Tapi sebentar dulu, jika misalnya mesin pencari “tidak berkutik” akibat judul atau topik yang ditentukan guru atau dosen “sulit” dicarikan rujukannya di internet, maka di saat inilah kegiatan membuat karya tulis atau makalah akan menjadi sumber stres yang hakiki!

Tentu saja di lapangan ada kemungkinan kejadian seperti itu dialami oleh siswa atau mahasiswa yang sedang berjuang menyelesaikan studinya. Dan sudah bisa dipastikan bahwa guru atau dosennya adalah orang-orang “cerdas” yang kekinian dan memahami situasi masa kini.

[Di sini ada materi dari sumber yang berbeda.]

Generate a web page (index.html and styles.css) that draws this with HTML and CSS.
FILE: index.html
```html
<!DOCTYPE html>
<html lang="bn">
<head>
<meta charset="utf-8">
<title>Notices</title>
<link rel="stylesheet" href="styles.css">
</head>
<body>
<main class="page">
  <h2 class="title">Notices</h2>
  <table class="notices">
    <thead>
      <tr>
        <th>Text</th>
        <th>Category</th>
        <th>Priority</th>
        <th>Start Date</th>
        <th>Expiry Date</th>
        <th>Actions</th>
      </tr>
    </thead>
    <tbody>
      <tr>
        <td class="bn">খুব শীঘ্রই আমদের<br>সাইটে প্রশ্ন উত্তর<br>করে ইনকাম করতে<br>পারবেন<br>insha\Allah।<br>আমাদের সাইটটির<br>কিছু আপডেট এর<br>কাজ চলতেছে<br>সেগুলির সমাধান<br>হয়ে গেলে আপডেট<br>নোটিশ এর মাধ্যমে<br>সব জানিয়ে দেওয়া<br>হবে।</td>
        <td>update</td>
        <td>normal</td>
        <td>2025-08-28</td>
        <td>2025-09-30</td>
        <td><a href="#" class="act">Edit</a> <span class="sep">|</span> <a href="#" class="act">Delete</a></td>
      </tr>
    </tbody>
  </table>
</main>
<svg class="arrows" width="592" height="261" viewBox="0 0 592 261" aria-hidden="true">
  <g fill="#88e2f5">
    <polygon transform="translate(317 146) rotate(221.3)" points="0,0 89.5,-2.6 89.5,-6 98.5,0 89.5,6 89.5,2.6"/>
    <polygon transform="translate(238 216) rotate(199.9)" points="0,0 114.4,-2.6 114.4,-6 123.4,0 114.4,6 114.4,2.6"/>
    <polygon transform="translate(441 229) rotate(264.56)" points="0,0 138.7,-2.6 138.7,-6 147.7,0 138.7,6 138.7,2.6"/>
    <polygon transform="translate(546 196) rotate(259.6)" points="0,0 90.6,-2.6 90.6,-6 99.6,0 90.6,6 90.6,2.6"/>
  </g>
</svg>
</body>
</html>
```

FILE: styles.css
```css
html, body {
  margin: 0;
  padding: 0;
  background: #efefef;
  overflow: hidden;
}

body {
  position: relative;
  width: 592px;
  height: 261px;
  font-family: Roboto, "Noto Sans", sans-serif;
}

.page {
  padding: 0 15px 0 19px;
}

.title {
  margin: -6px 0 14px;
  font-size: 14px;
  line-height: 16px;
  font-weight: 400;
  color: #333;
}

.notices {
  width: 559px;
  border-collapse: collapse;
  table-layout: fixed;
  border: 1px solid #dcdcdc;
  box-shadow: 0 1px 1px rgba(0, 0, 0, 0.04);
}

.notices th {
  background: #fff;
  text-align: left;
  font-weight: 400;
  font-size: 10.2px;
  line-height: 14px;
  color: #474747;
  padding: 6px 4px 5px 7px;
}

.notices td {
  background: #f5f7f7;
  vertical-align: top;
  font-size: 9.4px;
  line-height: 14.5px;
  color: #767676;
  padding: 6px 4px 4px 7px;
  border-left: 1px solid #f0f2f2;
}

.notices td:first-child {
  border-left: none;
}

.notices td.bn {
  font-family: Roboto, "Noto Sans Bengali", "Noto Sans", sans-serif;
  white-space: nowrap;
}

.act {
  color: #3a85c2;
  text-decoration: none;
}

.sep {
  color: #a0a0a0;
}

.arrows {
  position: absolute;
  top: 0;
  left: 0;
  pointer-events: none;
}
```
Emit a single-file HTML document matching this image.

Bila kita menemui fakta demikian, jangan coba-coba deh untuk tetap keukeuh mengandalkan mesin pencari di internet. Sebab sudah bisa dipastikan bahwa hasilnya akan sia-sia belaka. Kalau pun tetap dipaksakan, hasilnya juga tentu akan jauh dari harapan. Andai dipaksa-paksakan juga, maka sudah bisa ditebak bahwa karya tulis atau makalah yang dihasilkan nggak akan nyambung dengan topik atau tema yang diberikan oleh guru atau dosen tersebut.

 

Belajar” Membaca dan Menulis Adalah Solusinya!

Sub judul di atas mungkin akan kedengaran remeh di telinga kita. Bagi mereka-mereka yang berusia remaja atau orang-orang yang telah berusia dewasa; ungkapan belajar membaca dan menulis akan dimaknai sebagai aktivitas yang sarat dengan kegiatan yang bersifat kekanak-kanakan!

Tapi sebentar dulu, apakah memang benar demikian faktanya?! Jika contoh kasus penulisan karya tulis atau makalah di atas kita renungkan kembali, apa yang dapat kita simpulkan dari kebiasaan sebagian siswa dan mahasiswa kita yang “sering mengandalkan” mesin pencari di internet untuk menemukan karya tulis, makalah, skripsi, dan thesis sesuai tugas yang diberikan guru atau dosen di sekolah atau kampusnya?

Apalagi sudah menjadi budaya bahwa copy and paste (salin dan tempel) menjadi suatu fenomena yang dianggap lumrah, biasa, bahkan wajar. Tentu kenyataan ini seharusnya menjadi keprihatinan kita bersama, manakala budaya literasi yang berkembang di lembaga-lembaga pendidikan kita belum mengakar sesuai harapan.

Di sinilah alasan mengapa budaya “belajar” membaca dan menulis harus kita galakkan di kalangan siswa dan mahasiswa kita. Harapannya adalah supaya kemampuan literasi masyarakat kita bisa meningkat dan bisa sejajar dengan bangsa-bangsa lain di dunia.

Jika seandainya aktivitas menulis bisa menjadi sesuatu yang asyik untuk dinikmati sejak anak-anak atau sejak usia remaja, maka sudah bisa ditebak bahwa ke depannya kegiatan menulis tidak akan dijadikan kambing hitam sebagai sumber stres yang hakiki!

Yakin masih nggak mau belajar menulis sejak sekarang? Atau sengaja nungguin sampai tiba waktunya Anda berkata: “Menulis itu sumber stresku yang hakiki”?!